**Data**:
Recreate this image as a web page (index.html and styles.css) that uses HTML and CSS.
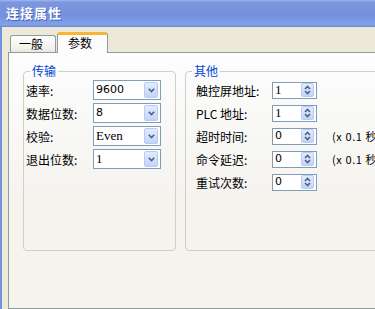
FILE: index.html
```html
<!DOCTYPE html>
<html lang="zh">

<head>
    <meta charset="UTF-8">
    <title>连接属性</title>
    <link rel="stylesheet" href="styles.css">
</head>

<body>
    <div class="window">
        <div class="titlebar">连接属性</div>
        <div class="frame">
            <div class="tabs">
                <div class="tab">一般</div>
                <div class="tab active">参数</div>
            </div>
            <div class="page">
                <fieldset class="group group-left">
                    <legend>传输</legend>
                    <div class="rows">
                        <div class="row">
                            <span class="lbl">速率:</span>
                            <div class="combo"><span class="val num">9600</span><span class="drop"><svg width="7" height="5" viewBox="0 0 7 5"><path d="M0.8 0.8 L3.5 3.6 L6.2 0.8" /></svg></span></div>
                        </div>
                        <div class="row">
                            <span class="lbl">数据位数:</span>
                            <div class="combo"><span class="val num">8</span><span class="drop"><svg width="7" height="5" viewBox="0 0 7 5"><path d="M0.8 0.8 L3.5 3.6 L6.2 0.8" /></svg></span></div>
                        </div>
                        <div class="row">
                            <span class="lbl">校验:</span>
                            <div class="combo"><span class="val serif">Even</span><span class="drop"><svg width="7" height="5" viewBox="0 0 7 5"><path d="M0.8 0.8 L3.5 3.6 L6.2 0.8" /></svg></span></div>
                        </div>
                        <div class="row">
                            <span class="lbl">退出位数:</span>
                            <div class="combo"><span class="val serif">1</span><span class="drop"><svg width="7" height="5" viewBox="0 0 7 5"><path d="M0.8 0.8 L3.5 3.6 L6.2 0.8" /></svg></span></div>
                        </div>
                    </div>
                </fieldset>

                <fieldset class="group group-right">
                    <legend>其他</legend>
                    <div class="rows">
                        <div class="row">
                            <span class="lbl wide">触控屏地址:</span>
                            <div class="spin"><span class="val serif">1</span><span class="arrows"><svg width="7" height="10" viewBox="0 0 7 10"><path d="M1 4 L3.5 1.5 L6 4 M1 6 L3.5 8.5 L6 6" /></svg></span></div>
                        </div>
                        <div class="row">
                            <span class="lbl wide">PLC 地址:</span>
                            <div class="spin"><span class="val serif">1</span><span class="arrows"><svg width="7" height="10" viewBox="0 0 7 10"><path d="M1 4 L3.5 1.5 L6 4 M1 6 L3.5 8.5 L6 6" /></svg></span></div>
                        </div>
                        <div class="row">
                            <span class="lbl wide">超时时间:</span>
                            <div class="spin"><span class="val num">0</span><span class="arrows"><svg width="7" height="10" viewBox="0 0 7 10"><path d="M1 4 L3.5 1.5 L6 4 M1 6 L3.5 8.5 L6 6" /></svg></span></div>
                            <span class="unit">(x 0.1 秒)</span>
                        </div>
                        <div class="row">
                            <span class="lbl wide">命令延迟:</span>
                            <div class="spin"><span class="val num">0</span><span class="arrows"><svg width="7" height="10" viewBox="0 0 7 10"><path d="M1 4 L3.5 1.5 L6 4 M1 6 L3.5 8.5 L6 6" /></svg></span></div>
                            <span class="unit">(x 0.1 秒)</span>
                        </div>
                        <div class="row">
                            <span class="lbl wide">重试次数:</span>
                            <div class="spin"><span class="val num">0</span><span class="arrows"><svg width="7" height="10" viewBox="0 0 7 10"><path d="M1 4 L3.5 1.5 L6 4 M1 6 L3.5 8.5 L6 6" /></svg></span></div>
                        </div>
                    </div>
                </fieldset>
            </div>
        </div>
    </div>
</body>

</html>
```

FILE: styles.css
```css
* {
    margin: 0;
    padding: 0;
    box-sizing: border-box;
}

body {
    width: 375px;
    height: 309px;
    overflow: hidden;
    font-family: "Noto Sans CJK SC", "DejaVu Sans", sans-serif;
    font-size: 12px;
    color: #000;
    background: #ece9d8;
}

.window {
    height: 309px;
    display: flex;
    flex-direction: column;
}

.titlebar {
    height: 27px;
    padding-left: 6px;
    line-height: 26px;
    color: #fff;
    font-size: 13px;
    font-weight: bold;
    letter-spacing: 1px;
    text-shadow: 1px 1px 0 #4a64b8;
    background: linear-gradient(#a2b8ee 0, #7c97de 2px, #7590dc 60%, #80a3ea 92%, #6d84cc 100%);
}

.frame {
    flex: 1;
    display: flex;
    flex-direction: column;
    background: #ece9d8;
    border-left: 2px solid #7590dc;
    padding: 5px 0 0 6px;
}

/* tab strip */
.tabs {
    height: 20px;
    display: flex;
    align-items: flex-end;
    padding-left: 2px;
}

.tab {
    width: 46px;
    height: 17px;
    border: 1px solid #919b9c;
    border-bottom: none;
    border-radius: 3px 3px 0 0;
    background: linear-gradient(#ffffff, #f3f2ee 70%, #e9e7e0);
    text-align: center;
    line-height: 16px;
    padding-right: 4px;
}

.tab.active {
    width: 51px;
    height: 21px;
    margin-left: 1px;
    margin-bottom: -1px;
    position: relative;
    border-top: 3px solid #f7b636;
    background: #fcfcfe;
    line-height: 16px;
    padding-right: 5px;
}

/* tab page */
.page {
    flex: 1;
    display: flex;
    gap: 9px;
    border: 1px solid #919b9c;
    border-right: none;
    background: linear-gradient(#fdfdfe, #f4f3ee 60%);
    padding: 10px 0 0 14px;
}

.group {
    height: 188px;
    border: 1px solid #d0d0bf;
    border-radius: 4px;
    padding: 0;
}

.group-left {
    width: 153px;
    flex: none;
}

.group-right {
    width: 240px;
    flex: none;
}

legend {
    margin-left: 6px;
    padding: 0 2px;
    line-height: 16px;
    color: #0046d5;
}

.rows {
    display: flex;
    flex-direction: column;
    gap: 3px;
    margin-top: 1px;
}

.group-left .rows {
    padding-left: 2px;
}

.group-right .rows {
    padding-left: 10px;
}

.row {
    height: 20px;
    display: flex;
    align-items: center;
}

.lbl {
    width: 67px;
    flex: none;
}

.lbl.wide {
    width: 76px;
}

.val {
    flex: 1;
    padding-left: 2px;
    line-height: 16px;
}

.num {
    font-family: "DejaVu Sans", sans-serif;
    font-size: 11px;
}

.serif {
    font-family: "Liberation Serif", serif;
    font-size: 13px;
}

.combo {
    width: 68px;
    height: 20px;
    display: flex;
    align-items: center;
    border: 1px solid #7f9db9;
    background: #fff;
    padding-right: 2px;
}

.drop,
.arrows {
    display: flex;
    align-items: center;
    justify-content: center;
    border: 1px solid #b9cbf4;
    border-radius: 2px;
    background: linear-gradient(#e3ebfe, #c3d4fa);
}

.drop {
    width: 14px;
    height: 16px;
}

.arrows {
    width: 13px;
    height: 14px;
    margin-right: 2px;
}

.drop path,
.arrows path {
    fill: none;
    stroke: #4d6185;
    stroke-width: 1.6;
}

.spin {
    width: 45px;
    height: 17px;
    display: flex;
    align-items: center;
    border: 1px solid #7f9db9;
    background: #fff;
}

.unit {
    margin-left: 15px;
    font-size: 11px;
    letter-spacing: 0.6px;
    white-space: nowrap;
}
```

**Given task**: Reproduce the data above in full, exactly as it is, with the pictures left out.

**Task answer**:
Recreate this image as a web page (index.html and styles.css) that uses HTML and CSS.
FILE: index.html
```html
<!DOCTYPE html>
<html lang="zh">

<head>
    <meta charset="UTF-8">
    <title>连接属性</title>
    <link rel="stylesheet" href="styles.css">
</head>

<body>
    <div class="window">
        <div class="titlebar">连接属性</div>
        <div class="frame">
            <div class="tabs">
                <div class="tab">一般</div>
                <div class="tab active">参数</div>
            </div>
            <div class="page">
                <fieldset class="group group-left">
                    <legend>传输</legend>
                    <div class="rows">
                        <div class="row">
                            <span class="lbl">速率:</span>
                            <div class="combo"><span class="val num">9600</span><span class="drop"><svg width="7" height="5" viewBox="0 0 7 5"><path d="M0.8 0.8 L3.5 3.6 L6.2 0.8" /></svg></span></div>
                        </div>
                        <div class="row">
                            <span class="lbl">数据位数:</span>
                            <div class="combo"><span class="val num">8</span><span class="drop"><svg width="7" height="5" viewBox="0 0 7 5"><path d="M0.8 0.8 L3.5 3.6 L6.2 0.8" /></svg></span></div>
                        </div>
                        <div class="row">
                            <span class="lbl">校验:</span>
                            <div class="combo"><span class="val serif">Even</span><span class="drop"><svg width="7" height="5" viewBox="0 0 7 5"><path d="M0.8 0.8 L3.5 3.6 L6.2 0.8" /></svg></span></div>
                        </div>
                        <div class="row">
                            <span class="lbl">退出位数:</span>
                            <div class="combo"><span class="val serif">1</span><span class="drop"><svg width="7" height="5" viewBox="0 0 7 5"><path d="M0.8 0.8 L3.5 3.6 L6.2 0.8" /></svg></span></div>
                        </div>
                    </div>
                </fieldset>

                <fieldset class="group group-right">
                    <legend>其他</legend>
                    <div class="rows">
                        <div class="row">
                            <span class="lbl wide">触控屏地址:</span>
                            <div class="spin"><span class="val serif">1</span><span class="arrows"><svg width="7" height="10" viewBox="0 0 7 10"><path d="M1 4 L3.5 1.5 L6 4 M1 6 L3.5 8.5 L6 6" /></svg></span></div>
                        </div>
                        <div class="row">
                            <span class="lbl wide">PLC 地址:</span>
                            <div class="spin"><span class="val serif">1</span><span class="arrows"><svg width="7" height="10" viewBox="0 0 7 10"><path d="M1 4 L3.5 1.5 L6 4 M1 6 L3.5 8.5 L6 6" /></svg></span></div>
                        </div>
                        <div class="row">
                            <span class="lbl wide">超时时间:</span>
                            <div class="spin"><span class="val num">0</span><span class="arrows"><svg width="7" height="10" viewBox="0 0 7 10"><path d="M1 4 L3.5 1.5 L6 4 M1 6 L3.5 8.5 L6 6" /></svg></span></div>
                            <span class="unit">(x 0.1 秒)</span>
                        </div>
                        <div class="row">
                            <span class="lbl wide">命令延迟:</span>
                            <div class="spin"><span class="val num">0</span><span class="arrows"><svg width="7" height="10" viewBox="0 0 7 10"><path d="M1 4 L3.5 1.5 L6 4 M1 6 L3.5 8.5 L6 6" /></svg></span></div>
                            <span class="unit">(x 0.1 秒)</span>
                        </div>
                        <div class="row">
                            <span class="lbl wide">重试次数:</span>
                            <div class="spin"><span class="val num">0</span><span class="arrows"><svg width="7" height="10" viewBox="0 0 7 10"><path d="M1 4 L3.5 1.5 L6 4 M1 6 L3.5 8.5 L6 6" /></svg></span></div>
                        </div>
                    </div>
                </fieldset>
            </div>
        </div>
    </div>
</body>

</html>
```

FILE: styles.css
```css
* {
    margin: 0;
    padding: 0;
    box-sizing: border-box;
}

body {
    width: 375px;
    height: 309px;
    overflow: hidden;
    font-family: "Noto Sans CJK SC", "DejaVu Sans", sans-serif;
    font-size: 12px;
    color: #000;
    background: #ece9d8;
}

.window {
    height: 309px;
    display: flex;
    flex-direction: column;
}

.titlebar {
    height: 27px;
    padding-left: 6px;
    line-height: 26px;
    color: #fff;
    font-size: 13px;
    font-weight: bold;
    letter-spacing: 1px;
    text-shadow: 1px 1px 0 #4a64b8;
    background: linear-gradient(#a2b8ee 0, #7c97de 2px, #7590dc 60%, #80a3ea 92%, #6d84cc 100%);
}

.frame {
    flex: 1;
    display: flex;
    flex-direction: column;
    background: #ece9d8;
    border-left: 2px solid #7590dc;
    padding: 5px 0 0 6px;
}

/* tab strip */
.tabs {
    height: 20px;
    display: flex;
    align-items: flex-end;
    padding-left: 2px;
}

.tab {
    width: 46px;
    height: 17px;
    border: 1px solid #919b9c;
    border-bottom: none;
    border-radius: 3px 3px 0 0;
    background: linear-gradient(#ffffff, #f3f2ee 70%, #e9e7e0);
    text-align: center;
    line-height: 16px;
    padding-right: 4px;
}

.tab.active {
    width: 51px;
    height: 21px;
    margin-left: 1px;
    margin-bottom: -1px;
    position: relative;
    border-top: 3px solid #f7b636;
    background: #fcfcfe;
    line-height: 16px;
    padding-right: 5px;
}

/* tab page */
.page {
    flex: 1;
    display: flex;
    gap: 9px;
    border: 1px solid #919b9c;
    border-right: none;
    background: linear-gradient(#fdfdfe, #f4f3ee 60%);
    padding: 10px 0 0 14px;
}

.group {
    height: 188px;
    border: 1px solid #d0d0bf;
    border-radius: 4px;
    padding: 0;
}

.group-left {
    width: 153px;
    flex: none;
}

.group-right {
    width: 240px;
    flex: none;
}

legend {
    margin-left: 6px;
    padding: 0 2px;
    line-height: 16px;
    color: #0046d5;
}

.rows {
    display: flex;
    flex-direction: column;
    gap: 3px;
    margin-top: 1px;
}

.group-left .rows {
    padding-left: 2px;
}

.group-right .rows {
    padding-left: 10px;
}

.row {
    height: 20px;
    display: flex;
    align-items: center;
}

.lbl {
    width: 67px;
    flex: none;
}

.lbl.wide {
    width: 76px;
}

.val {
    flex: 1;
    padding-left: 2px;
    line-height: 16px;
}

.num {
    font-family: "DejaVu Sans", sans-serif;
    font-size: 11px;
}

.serif {
    font-family: "Liberation Serif", serif;
    font-size: 13px;
}

.combo {
    width: 68px;
    height: 20px;
    display: flex;
    align-items: center;
    border: 1px solid #7f9db9;
    background: #fff;
    padding-right: 2px;
}

.drop,
.arrows {
    display: flex;
    align-items: center;
    justify-content: center;
    border: 1px solid #b9cbf4;
    border-radius: 2px;
    background: linear-gradient(#e3ebfe, #c3d4fa);
}

.drop {
    width: 14px;
    height: 16px;
}

.arrows {
    width: 13px;
    height: 14px;
    margin-right: 2px;
}

.drop path,
.arrows path {
    fill: none;
    stroke: #4d6185;
    stroke-width: 1.6;
}

.spin {
    width: 45px;
    height: 17px;
    display: flex;
    align-items: center;
    border: 1px solid #7f9db9;
    background: #fff;
}

.unit {
    margin-left: 15px;
    font-size: 11px;
    letter-spacing: 0.6px;
    white-space: nowrap;
}
```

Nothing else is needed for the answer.